== RECORDS SHOWN ==
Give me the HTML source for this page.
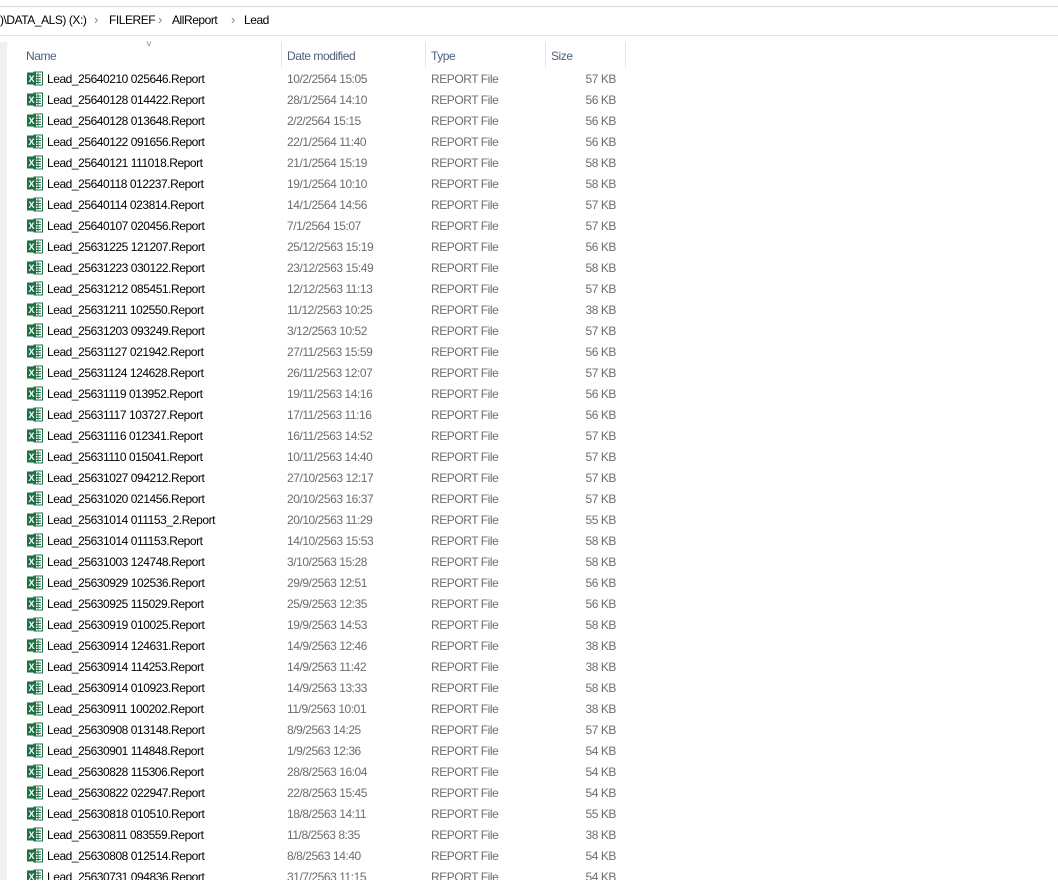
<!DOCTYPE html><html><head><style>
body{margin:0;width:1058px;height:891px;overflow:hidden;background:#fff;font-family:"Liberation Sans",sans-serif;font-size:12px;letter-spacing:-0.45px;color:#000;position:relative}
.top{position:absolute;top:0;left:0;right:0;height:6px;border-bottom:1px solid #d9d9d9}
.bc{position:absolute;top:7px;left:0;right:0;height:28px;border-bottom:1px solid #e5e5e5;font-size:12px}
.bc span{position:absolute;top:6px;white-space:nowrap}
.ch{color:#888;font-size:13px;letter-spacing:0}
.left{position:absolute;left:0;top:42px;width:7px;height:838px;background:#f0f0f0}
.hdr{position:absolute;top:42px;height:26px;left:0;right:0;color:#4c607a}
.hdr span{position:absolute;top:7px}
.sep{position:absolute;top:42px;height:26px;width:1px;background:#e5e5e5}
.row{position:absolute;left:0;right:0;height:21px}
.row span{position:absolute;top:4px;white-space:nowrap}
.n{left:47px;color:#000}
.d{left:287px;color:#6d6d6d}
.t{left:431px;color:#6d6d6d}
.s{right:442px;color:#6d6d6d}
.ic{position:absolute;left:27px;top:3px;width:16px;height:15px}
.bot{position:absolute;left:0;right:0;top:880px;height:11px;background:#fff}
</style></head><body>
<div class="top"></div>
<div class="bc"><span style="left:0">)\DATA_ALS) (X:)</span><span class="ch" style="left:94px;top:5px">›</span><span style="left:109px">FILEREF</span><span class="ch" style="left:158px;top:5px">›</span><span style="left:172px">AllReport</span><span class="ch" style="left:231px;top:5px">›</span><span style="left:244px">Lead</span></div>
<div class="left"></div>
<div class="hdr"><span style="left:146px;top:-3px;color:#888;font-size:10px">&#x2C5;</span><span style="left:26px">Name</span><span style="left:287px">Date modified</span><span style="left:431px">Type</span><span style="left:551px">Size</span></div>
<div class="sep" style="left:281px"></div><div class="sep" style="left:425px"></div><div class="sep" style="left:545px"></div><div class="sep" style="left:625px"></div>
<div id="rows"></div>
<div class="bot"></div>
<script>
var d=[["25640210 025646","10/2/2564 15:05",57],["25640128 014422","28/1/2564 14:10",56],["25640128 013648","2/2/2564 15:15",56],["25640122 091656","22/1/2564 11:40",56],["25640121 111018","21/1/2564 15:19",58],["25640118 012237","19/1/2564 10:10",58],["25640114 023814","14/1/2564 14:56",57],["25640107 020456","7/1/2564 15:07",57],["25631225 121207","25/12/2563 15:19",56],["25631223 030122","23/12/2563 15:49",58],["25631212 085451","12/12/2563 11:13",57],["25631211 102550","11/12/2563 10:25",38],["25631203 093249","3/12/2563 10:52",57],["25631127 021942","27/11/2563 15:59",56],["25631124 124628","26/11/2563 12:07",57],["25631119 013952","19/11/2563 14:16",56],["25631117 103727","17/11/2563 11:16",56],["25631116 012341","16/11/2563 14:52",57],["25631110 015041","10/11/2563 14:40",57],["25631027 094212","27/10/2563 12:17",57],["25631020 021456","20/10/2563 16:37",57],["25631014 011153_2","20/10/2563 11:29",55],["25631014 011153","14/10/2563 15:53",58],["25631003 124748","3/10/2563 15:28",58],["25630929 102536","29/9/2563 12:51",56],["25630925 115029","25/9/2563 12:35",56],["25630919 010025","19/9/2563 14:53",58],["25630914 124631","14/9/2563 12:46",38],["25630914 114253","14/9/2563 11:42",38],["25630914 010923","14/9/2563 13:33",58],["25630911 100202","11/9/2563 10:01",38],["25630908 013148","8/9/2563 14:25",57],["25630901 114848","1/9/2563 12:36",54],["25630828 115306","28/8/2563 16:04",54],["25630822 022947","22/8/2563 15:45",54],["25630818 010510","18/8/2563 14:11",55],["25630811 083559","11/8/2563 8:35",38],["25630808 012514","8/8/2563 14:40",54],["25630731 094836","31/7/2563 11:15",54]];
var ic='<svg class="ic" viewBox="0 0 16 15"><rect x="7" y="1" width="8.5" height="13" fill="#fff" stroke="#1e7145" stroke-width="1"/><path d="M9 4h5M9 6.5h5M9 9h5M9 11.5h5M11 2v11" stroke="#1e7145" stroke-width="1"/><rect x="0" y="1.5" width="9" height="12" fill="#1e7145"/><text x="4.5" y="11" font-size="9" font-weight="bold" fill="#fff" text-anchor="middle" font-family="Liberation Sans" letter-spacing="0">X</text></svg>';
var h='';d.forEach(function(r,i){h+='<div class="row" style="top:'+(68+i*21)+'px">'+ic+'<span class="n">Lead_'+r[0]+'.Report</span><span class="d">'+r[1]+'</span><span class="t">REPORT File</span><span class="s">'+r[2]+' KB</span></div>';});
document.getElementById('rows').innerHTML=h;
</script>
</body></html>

--

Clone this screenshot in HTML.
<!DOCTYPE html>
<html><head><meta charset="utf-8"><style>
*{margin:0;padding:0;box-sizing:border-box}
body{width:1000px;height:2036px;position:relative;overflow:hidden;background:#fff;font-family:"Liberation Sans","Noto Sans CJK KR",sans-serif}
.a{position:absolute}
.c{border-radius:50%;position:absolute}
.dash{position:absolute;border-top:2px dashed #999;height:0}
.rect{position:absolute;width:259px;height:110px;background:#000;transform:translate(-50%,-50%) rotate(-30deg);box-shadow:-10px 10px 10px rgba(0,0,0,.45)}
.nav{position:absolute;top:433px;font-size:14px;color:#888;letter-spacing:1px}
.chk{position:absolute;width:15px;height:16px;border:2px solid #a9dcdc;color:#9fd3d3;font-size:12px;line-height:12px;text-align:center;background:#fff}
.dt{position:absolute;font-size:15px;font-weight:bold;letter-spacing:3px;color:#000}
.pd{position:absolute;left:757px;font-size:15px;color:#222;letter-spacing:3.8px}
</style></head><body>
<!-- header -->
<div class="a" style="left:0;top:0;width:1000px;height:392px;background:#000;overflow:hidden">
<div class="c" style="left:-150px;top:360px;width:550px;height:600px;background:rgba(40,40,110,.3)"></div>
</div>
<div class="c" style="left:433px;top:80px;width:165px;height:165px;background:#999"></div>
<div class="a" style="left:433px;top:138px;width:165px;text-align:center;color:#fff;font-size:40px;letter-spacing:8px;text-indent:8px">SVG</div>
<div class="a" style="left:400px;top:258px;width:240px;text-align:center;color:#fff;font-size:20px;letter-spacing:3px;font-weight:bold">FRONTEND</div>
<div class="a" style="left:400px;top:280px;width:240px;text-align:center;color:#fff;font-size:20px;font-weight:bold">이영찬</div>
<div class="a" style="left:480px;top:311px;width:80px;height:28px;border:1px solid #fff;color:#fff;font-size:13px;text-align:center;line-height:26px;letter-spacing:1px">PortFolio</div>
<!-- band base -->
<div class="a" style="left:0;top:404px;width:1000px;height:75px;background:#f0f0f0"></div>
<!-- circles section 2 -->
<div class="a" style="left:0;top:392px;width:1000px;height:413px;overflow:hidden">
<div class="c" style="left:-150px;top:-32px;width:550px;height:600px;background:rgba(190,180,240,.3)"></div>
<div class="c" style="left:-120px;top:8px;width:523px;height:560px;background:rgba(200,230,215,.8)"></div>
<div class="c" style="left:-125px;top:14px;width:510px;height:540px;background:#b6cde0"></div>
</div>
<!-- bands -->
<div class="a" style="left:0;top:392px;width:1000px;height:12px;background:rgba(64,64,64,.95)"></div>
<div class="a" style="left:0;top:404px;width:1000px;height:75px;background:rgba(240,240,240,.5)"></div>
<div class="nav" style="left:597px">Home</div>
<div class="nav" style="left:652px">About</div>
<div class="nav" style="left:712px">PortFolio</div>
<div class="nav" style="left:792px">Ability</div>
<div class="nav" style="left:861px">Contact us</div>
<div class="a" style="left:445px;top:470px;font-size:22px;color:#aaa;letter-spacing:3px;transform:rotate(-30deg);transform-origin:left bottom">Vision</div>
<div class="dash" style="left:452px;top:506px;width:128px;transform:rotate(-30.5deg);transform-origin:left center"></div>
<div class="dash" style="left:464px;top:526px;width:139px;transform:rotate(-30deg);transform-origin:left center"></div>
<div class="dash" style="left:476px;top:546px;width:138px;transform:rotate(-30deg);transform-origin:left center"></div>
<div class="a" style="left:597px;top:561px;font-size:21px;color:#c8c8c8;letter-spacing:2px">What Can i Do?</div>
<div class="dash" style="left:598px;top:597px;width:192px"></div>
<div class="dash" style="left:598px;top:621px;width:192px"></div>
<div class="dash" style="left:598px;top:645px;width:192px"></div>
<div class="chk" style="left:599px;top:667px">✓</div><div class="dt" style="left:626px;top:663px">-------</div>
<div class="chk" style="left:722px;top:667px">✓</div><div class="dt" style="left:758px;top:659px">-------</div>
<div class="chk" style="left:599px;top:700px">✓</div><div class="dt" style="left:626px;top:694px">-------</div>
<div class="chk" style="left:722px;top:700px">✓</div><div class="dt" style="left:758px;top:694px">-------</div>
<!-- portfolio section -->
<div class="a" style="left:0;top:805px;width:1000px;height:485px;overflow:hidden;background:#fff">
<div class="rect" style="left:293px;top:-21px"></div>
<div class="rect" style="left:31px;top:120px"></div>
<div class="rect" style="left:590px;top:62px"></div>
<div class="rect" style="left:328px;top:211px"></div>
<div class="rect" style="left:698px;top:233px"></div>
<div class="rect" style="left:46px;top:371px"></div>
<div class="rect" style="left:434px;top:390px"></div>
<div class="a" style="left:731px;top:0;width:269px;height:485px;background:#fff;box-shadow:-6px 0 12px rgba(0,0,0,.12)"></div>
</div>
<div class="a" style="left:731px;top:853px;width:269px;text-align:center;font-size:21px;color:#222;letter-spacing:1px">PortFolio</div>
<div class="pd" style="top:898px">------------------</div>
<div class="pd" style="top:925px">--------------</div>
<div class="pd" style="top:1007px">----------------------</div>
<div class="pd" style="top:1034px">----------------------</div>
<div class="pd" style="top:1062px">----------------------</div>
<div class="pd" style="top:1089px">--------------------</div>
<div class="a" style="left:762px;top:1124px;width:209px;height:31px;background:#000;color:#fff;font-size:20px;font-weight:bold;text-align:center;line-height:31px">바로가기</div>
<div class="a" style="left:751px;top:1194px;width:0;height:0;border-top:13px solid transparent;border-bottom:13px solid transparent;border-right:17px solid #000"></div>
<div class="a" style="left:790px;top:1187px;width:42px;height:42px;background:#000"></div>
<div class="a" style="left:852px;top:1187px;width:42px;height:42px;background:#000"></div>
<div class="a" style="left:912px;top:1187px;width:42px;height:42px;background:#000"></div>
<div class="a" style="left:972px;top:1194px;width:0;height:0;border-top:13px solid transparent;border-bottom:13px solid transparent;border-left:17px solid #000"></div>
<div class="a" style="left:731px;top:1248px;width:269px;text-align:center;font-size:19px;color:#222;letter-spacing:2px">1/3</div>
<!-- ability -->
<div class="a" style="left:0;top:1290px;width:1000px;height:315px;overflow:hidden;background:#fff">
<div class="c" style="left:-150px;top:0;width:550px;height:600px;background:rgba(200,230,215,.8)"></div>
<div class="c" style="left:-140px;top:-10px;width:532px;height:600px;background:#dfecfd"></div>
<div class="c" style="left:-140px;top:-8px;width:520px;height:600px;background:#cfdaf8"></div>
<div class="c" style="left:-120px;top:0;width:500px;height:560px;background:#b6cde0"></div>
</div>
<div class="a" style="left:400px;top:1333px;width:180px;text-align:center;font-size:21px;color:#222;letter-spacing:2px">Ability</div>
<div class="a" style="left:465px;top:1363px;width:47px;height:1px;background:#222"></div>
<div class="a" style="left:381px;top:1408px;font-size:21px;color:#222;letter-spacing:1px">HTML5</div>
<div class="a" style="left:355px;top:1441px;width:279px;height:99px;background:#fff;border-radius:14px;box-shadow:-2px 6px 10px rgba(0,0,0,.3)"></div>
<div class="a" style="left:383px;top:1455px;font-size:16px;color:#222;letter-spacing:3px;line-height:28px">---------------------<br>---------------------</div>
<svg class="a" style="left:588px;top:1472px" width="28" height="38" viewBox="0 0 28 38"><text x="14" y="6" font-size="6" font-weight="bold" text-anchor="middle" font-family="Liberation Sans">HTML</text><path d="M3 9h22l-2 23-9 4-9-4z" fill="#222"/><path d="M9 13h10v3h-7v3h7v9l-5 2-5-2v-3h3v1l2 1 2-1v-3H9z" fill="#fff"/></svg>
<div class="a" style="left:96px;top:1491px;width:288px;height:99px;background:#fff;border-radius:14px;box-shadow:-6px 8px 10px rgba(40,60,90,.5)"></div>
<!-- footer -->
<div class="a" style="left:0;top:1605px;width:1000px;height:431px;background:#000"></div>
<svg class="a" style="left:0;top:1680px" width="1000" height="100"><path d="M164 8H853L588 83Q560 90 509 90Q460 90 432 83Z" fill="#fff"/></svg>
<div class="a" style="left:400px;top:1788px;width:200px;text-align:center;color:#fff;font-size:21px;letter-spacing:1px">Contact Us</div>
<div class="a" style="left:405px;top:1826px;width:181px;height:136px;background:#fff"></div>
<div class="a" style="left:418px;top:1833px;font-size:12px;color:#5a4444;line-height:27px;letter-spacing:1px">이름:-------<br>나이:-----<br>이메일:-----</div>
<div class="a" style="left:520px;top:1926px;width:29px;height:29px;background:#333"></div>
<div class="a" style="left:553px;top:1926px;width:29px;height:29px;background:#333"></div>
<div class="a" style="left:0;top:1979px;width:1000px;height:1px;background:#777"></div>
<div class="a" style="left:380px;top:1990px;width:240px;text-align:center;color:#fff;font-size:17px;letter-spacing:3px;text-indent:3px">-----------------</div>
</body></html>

== WHAT TO DO ==
Copy out each line in the listing that has the word "this".

== CORRECT OUTPUT ==
Give me the HTML source for this page.
Clone this screenshot in HTML.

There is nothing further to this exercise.